Wouldn't that be "bull pat"?
Bullseye wrote:
If the Bulls are to remain a SL operation then it’s going to cost someone.
Indeed, and no combination of zero capital introduction with reduced distribution share is ever going to cut it. And that is even discounting that the last suitors were proposing to spend part of whatever limited money did scrape in, in paying off trade creditors somehow.
I'm intrigued why Lamb and other potential buyers would bid now when they didn't earlier. The administrator might be prepared to accept a lower offer, but the RFL would have to insist on the same conditions as demanded from Moore & Co and presumably the tax man will still want a bond and security. I cant see that any of them have the funds to pay off the creditors and get the points deduction reversed so they would still face the apocalypse brought on by relegation.
I'm intrigued why Lamb and other potential buyers would bid now when they didn't earlier. The administrator might be prepared to accept a lower offer, but the RFL would have to insist on the same conditions as demanded from Moore & Co and presumably the tax man will still want a bond and security. I cant see that any of them have the funds to pay off the creditors and get the points deduction reversed so they would still face the apocalypse brought on by relegation.
Has something changed?
Lamb did put a bid in last time - it wasn't successful. Read into that what you will.
Indeed, the administrator will have accepted what was the best deal for creditors, so whatever happens next (if anything) will surely be a worse result for them.
Lamb did put a bid in last time - it wasn't successful. Read into that what you will.
It wasnt successful because the administrator took view that bb2014 bid meant more money going to the creditors. Admininstrator isnt concerned with RFL's criteria for owners just financial terms for his creditors. Since bb2014 bid isn't on table anymore then Lamb should win, unless BPA or BCFC put in a bid that improves on his terms, unless administrator takes view that he'll get a better return for creditors by liquidating remaining assets. considering players are effectively free agents assets are basically worth peanuts.

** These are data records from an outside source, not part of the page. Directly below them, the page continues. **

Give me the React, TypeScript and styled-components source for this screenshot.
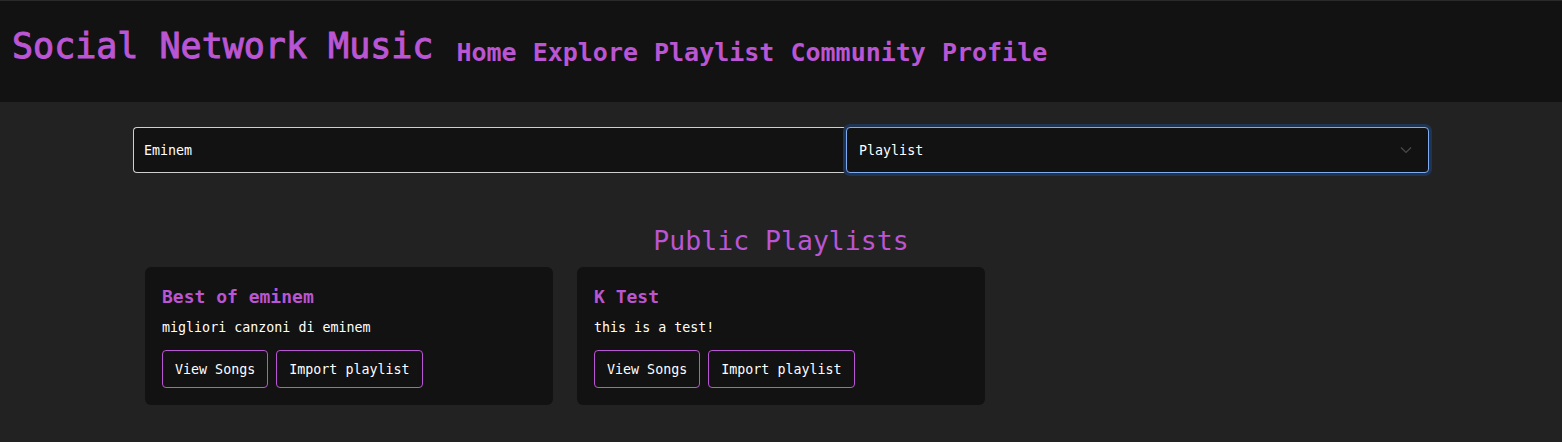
import React from "react";
import styled, { createGlobalStyle } from "styled-components";

const purple = "#ba55d3";

const Global = createGlobalStyle`
  html, body { margin: 0; padding: 0; background: #222222; }
  body { font-family: "DejaVu Sans Mono", "Liberation Mono", monospace; color: #fff; }
  * { box-sizing: border-box; }
`;

const Header = styled.header`
  height: 102px;
  background: #121212;
  border-top: 1px solid #2a2a2a;
  display: flex;
  align-items: center;
  padding: 0 12px 10px 12px;
  gap: 23px;
`;

const Brand = styled.h1`
  margin: 0;
  font-size: 35px;
  font-weight: 400;
  color: ${purple};
  line-height: 1;
  -webkit-text-stroke: 1px ${purple};
`;

const Nav = styled.nav`
  display: flex;
  gap: 16px;
  margin-top: 12px;
`;

const NavLink = styled.a`
  font-size: 25px;
  font-weight: 700;
  color: ${purple};
  text-decoration: none;
  line-height: 1;
`;

const Main = styled.main`
  width: 1296px;
  margin: 0 auto;
  padding-top: 25px;
`;

const SearchRow = styled.div`
  display: grid;
  grid-template-columns: 713px 1fr;
  height: 46px;
`;

const Input = styled.input`
  background: #121212;
  border: 1px solid #cfcfcf;
  border-right: none;
  border-radius: 4px 0 0 4px;
  color: #fff;
  font-family: inherit;
  font-size: 13.333px;
  padding: 0 10px;
  outline: none;
  height: 100%;
`;

const SelectBox = styled.div`
  position: relative;
  background: #121212;
  border: 1px solid #7fabef;
  border-radius: 4px;
  box-shadow: 0 0 0 3px #1d3454;
  display: flex;
  align-items: center;
  padding: 0 12px;
  font-size: 13.333px;
  color: #fff;
  justify-content: space-between;
`;

const Heading = styled.h2`
  margin: 52px 0 0;
  text-align: center;
  font-size: 26.5px;
  font-weight: 400;
  color: ${purple};
  line-height: 32px;
`;

const Grid = styled.div`
  display: grid;
  grid-template-columns: repeat(3, 408px);
  gap: 24px;
  padding: 0 12px;
  margin-top: 10px;
`;

const Card = styled.div`
  background: #121212;
  border-radius: 6px;
  padding: 19px 17px 17px;
`;

const CardTitle = styled.h3`
  margin: 0;
  font-size: 18px;
  font-weight: 700;
  color: ${purple};
  line-height: 21px;
`;

const CardDesc = styled.p`
  margin: 13px 0 0;
  font-size: 13.333px;
  line-height: 16px;
  color: #fff;
`;

const Buttons = styled.div`
  display: flex;
  gap: 8px;
  margin-top: 14px;
`;

const Button = styled.button`
  background: #121212;
  border: 1px solid ${purple};
  border-radius: 4px;
  color: #fff;
  font-family: inherit;
  font-size: 13.333px;
  height: 38px;
  padding: 0 12px;
  cursor: pointer;
`;

const playlists = [
  { title: "Best of eminem", desc: "migliori canzoni di eminem" },
  { title: "K Test", desc: "this is a test!" },
];

export default function App() {
  return (
    <>
      <Global />
      <Header>
        <Brand>Social Network Music</Brand>
        <Nav>
          {["Home", "Explore", "Playlist", "Community", "Profile"].map((n) => (
            <NavLink key={n} href="#">{n}</NavLink>
          ))}
        </Nav>
      </Header>
      <Main>
        <SearchRow>
          <Input defaultValue="Eminem" />
          <SelectBox>
            <span>Playlist</span>
            <svg width="12" height="8" viewBox="0 0 12 8" style={{ marginRight: 4 }}>
              <path d="M1 1.5 L6 6.5 L11 1.5" fill="none" stroke="#4a4a4a" strokeWidth="1.2" />
            </svg>
          </SelectBox>
        </SearchRow>
        <Heading>Public Playlists</Heading>
        <Grid>
          {playlists.map((p) => (
            <Card key={p.title}>
              <CardTitle>{p.title}</CardTitle>
              <CardDesc>{p.desc}</CardDesc>
              <Buttons>
                <Button>View Songs</Button>
                <Button>Import playlist</Button>
              </Buttons>
            </Card>
          ))}
        </Grid>
      </Main>
    </>
  );
}
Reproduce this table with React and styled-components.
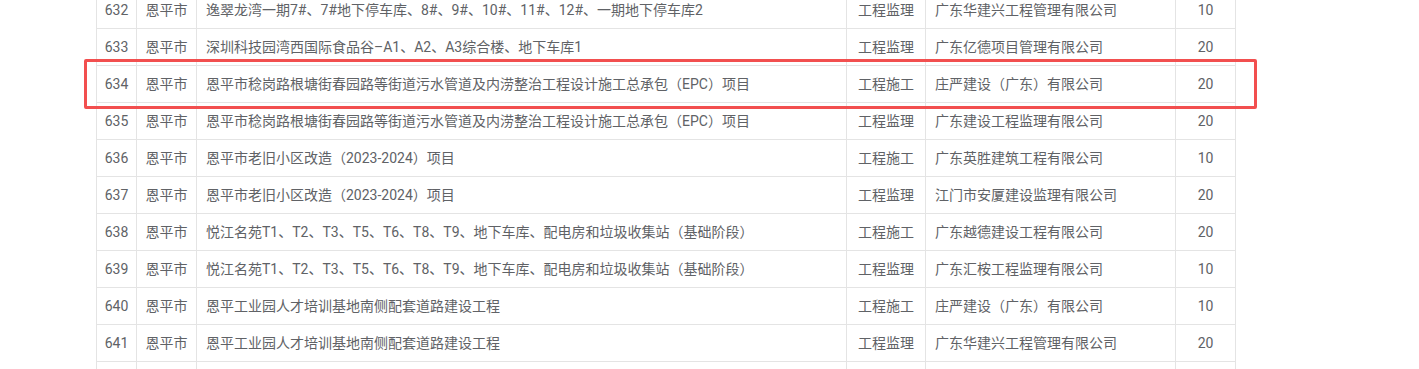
import styled, { createGlobalStyle } from "styled-components";

const GlobalStyle = createGlobalStyle`
  html, body {
    margin: 0;
    padding: 0;
    background: #fff;
    overflow: hidden;
  }
`;

const Page = styled.div`
  padding-left: 96px;
  height: 369px;
  overflow: hidden;
`;

const TableWrap = styled.div`
  position: relative;
  width: 1139px;
  margin-top: -8.8px;
`;

const Table = styled.table`
  width: 1139px;
  table-layout: fixed;
  border-collapse: collapse;
  font-family: Roboto, "Noto Sans CJK SC", sans-serif;
  font-size: 14px;
  color: #606266;
`;

const Col = styled.col`
  width: ${(props) => props.w}px;
`;

const Cell = styled.td`
  height: 37px;
  box-sizing: border-box;
  padding: ${(props) => (props.center ? "0 2px" : "0 9px")};
  border: 1px solid #e4e4e4;
  text-align: ${(props) => (props.center ? "center" : "left")};
  white-space: nowrap;
  overflow: hidden;
  line-height: 20px;
`;

const Highlight = styled.div`
  position: absolute;
  left: -12px;
  top: 67.8px;
  width: 1173px;
  height: 50px;
  box-sizing: border-box;
  border: 3px solid #f24f4f;
  border-radius: 2px;
  pointer-events: none;
`;

const widths = [40, 60, 650, 79, 250, 60];
const centered = [true, true, false, true, false, true];

const rows = [
  ["632", "恩平市", "逸翠龙湾一期7#、7#地下停车库、8#、9#、10#、11#、12#、一期地下停车库2", "工程监理", "广东华建兴工程管理有限公司", "10"],
  ["633", "恩平市", "深圳科技园湾西国际食品谷–A1、A2、A3综合楼、地下车库1", "工程监理", "广东亿德项目管理有限公司", "20"],
  ["634", "恩平市", "恩平市稔岗路根塘街春园路等街道污水管道及内涝整治工程设计施工总承包（EPC）项目", "工程施工", "庄严建设（广东）有限公司", "20"],
  ["635", "恩平市", "恩平市稔岗路根塘街春园路等街道污水管道及内涝整治工程设计施工总承包（EPC）项目", "工程监理", "广东建设工程监理有限公司", "20"],
  ["636", "恩平市", "恩平市老旧小区改造（2023-2024）项目", "工程施工", "广东英胜建筑工程有限公司", "10"],
  ["637", "恩平市", "恩平市老旧小区改造（2023-2024）项目", "工程监理", "江门市安厦建设监理有限公司", "20"],
  ["638", "恩平市", "悦江名苑T1、T2、T3、T5、T6、T8、T9、地下车库、配电房和垃圾收集站（基础阶段）", "工程施工", "广东越德建设工程有限公司", "20"],
  ["639", "恩平市", "悦江名苑T1、T2、T3、T5、T6、T8、T9、地下车库、配电房和垃圾收集站（基础阶段）", "工程监理", "广东汇桉工程监理有限公司", "10"],
  ["640", "恩平市", "恩平工业园人才培训基地南侧配套道路建设工程", "工程施工", "庄严建设（广东）有限公司", "10"],
  ["641", "恩平市", "恩平工业园人才培训基地南侧配套道路建设工程", "工程监理", "广东华建兴工程管理有限公司", "20"],
  ["", "", "", "", "", ""],
];

const App = () => {
  return (
    <Page>
      <GlobalStyle />
      <TableWrap>
        <Table>
          <colgroup>
            {widths.map((w, i) => (
              <Col key={i} w={w} />
            ))}
          </colgroup>
          <tbody>
            {rows.map((r, i) => (
              <tr key={i}>
                {r.map((text, j) => (
                  <Cell key={j} center={centered[j]}>
                    {text}
                  </Cell>
                ))}
              </tr>
            ))}
          </tbody>
        </Table>
        <Highlight />
      </TableWrap>
    </Page>
  );
};

export default App;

It wasnt successful because the administrator took view that bb2014 bid meant more money going to the creditors. Admininstrator isnt concerned with RFL's criteria for owners just financial terms for his creditors. Since bb2014 bid isn't on table anymore then Lamb should win, unless BPA or BCFC put in a bid that improves on his terms, unless administrator takes view that he'll get a better return for creditors by liquidating remaining assets. considering players are effectively free agents assets are basically worth peanuts.

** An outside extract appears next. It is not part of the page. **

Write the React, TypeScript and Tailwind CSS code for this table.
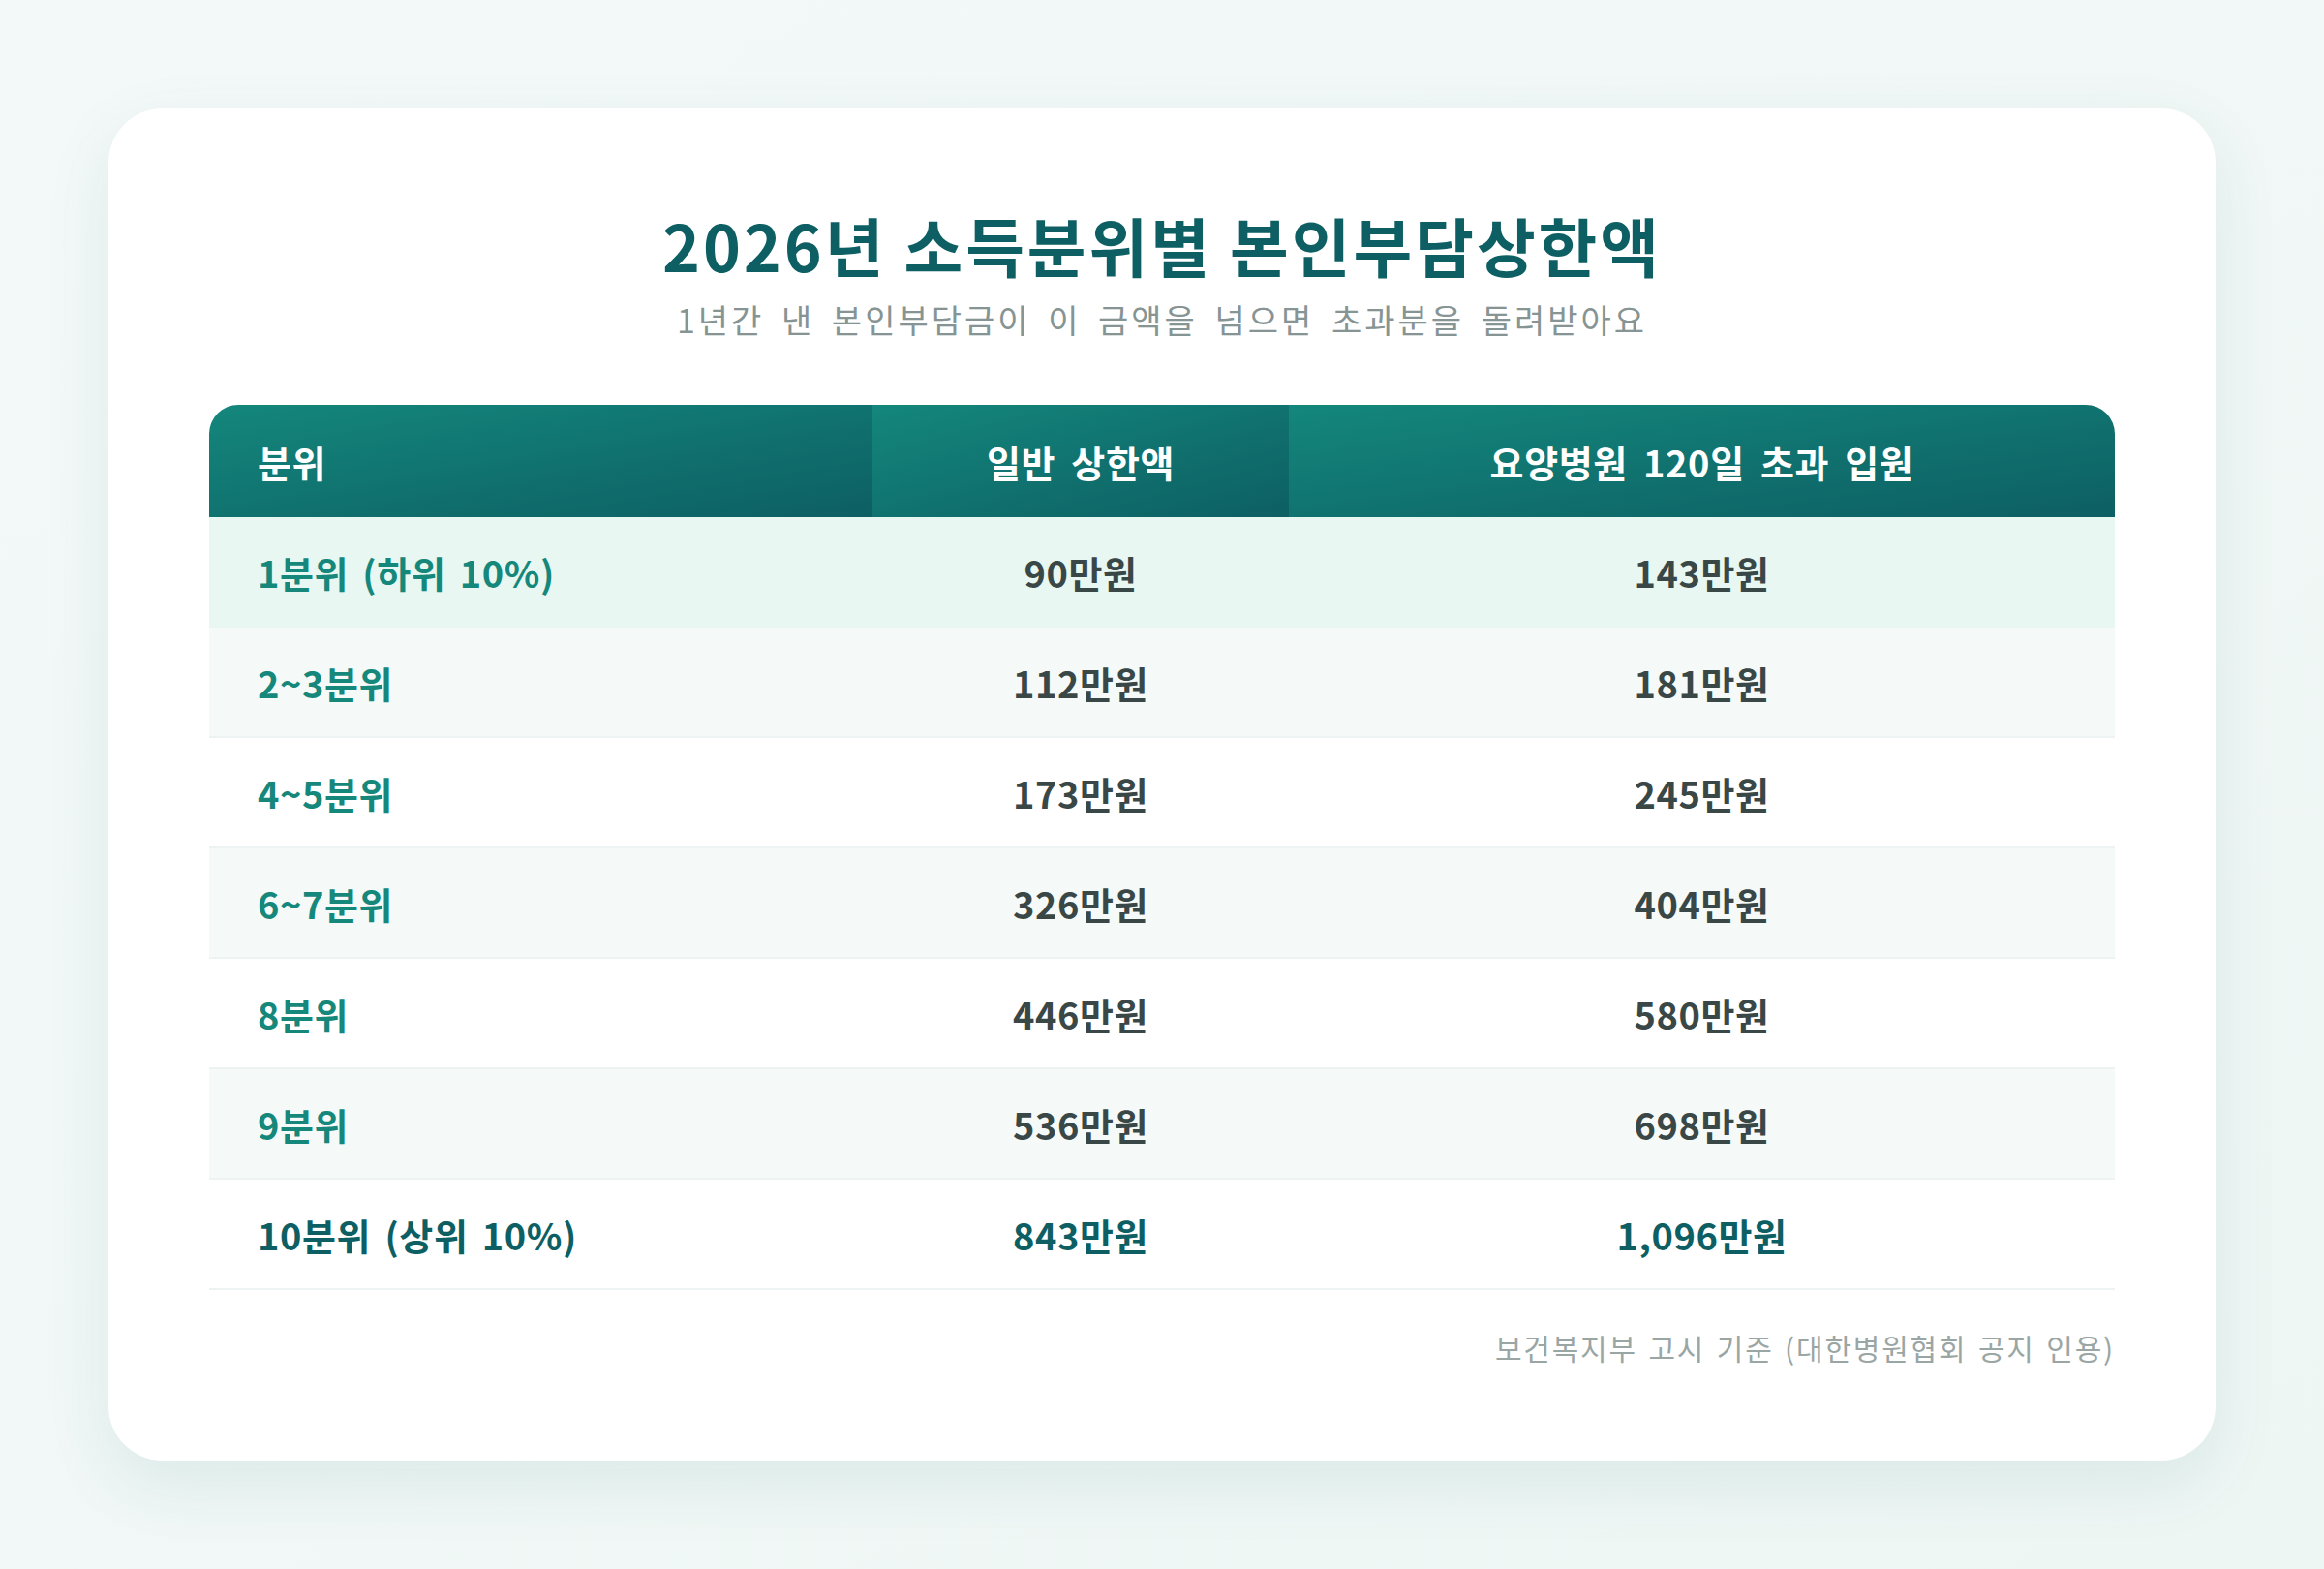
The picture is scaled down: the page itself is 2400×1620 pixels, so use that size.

So could creditors take action against the RFL for getting them a worse deal?
With regard to TUPE, and the strange question of whether you could be TUPE'd to someone sort of "provisionally", for a bit, but the reverse-Tupe'd back to where you came from, if the deal turned out to have been a provisional deal that was never completed, I think the consensus on here was that no such TUPE hokey cokey is possible.
What does that mean? Well, presumably, that it was proposed to TUPE the staff to BB2014 and they were all notified, but it never happened.
In which case they never actually left the employ of BB2104.
Carvell in the T&A yesterday said that he had refused to be TUPE'd. Which would of course have been his right. However, here's my point; if we accepted that the issue of TUPE was just a future plan, of which due notice had been given, but never actually happened, then the TUPE provisions would never actually come into play. So Carvell never became a "free agent".
just another of the weird and unexplained twists in the neverending saga.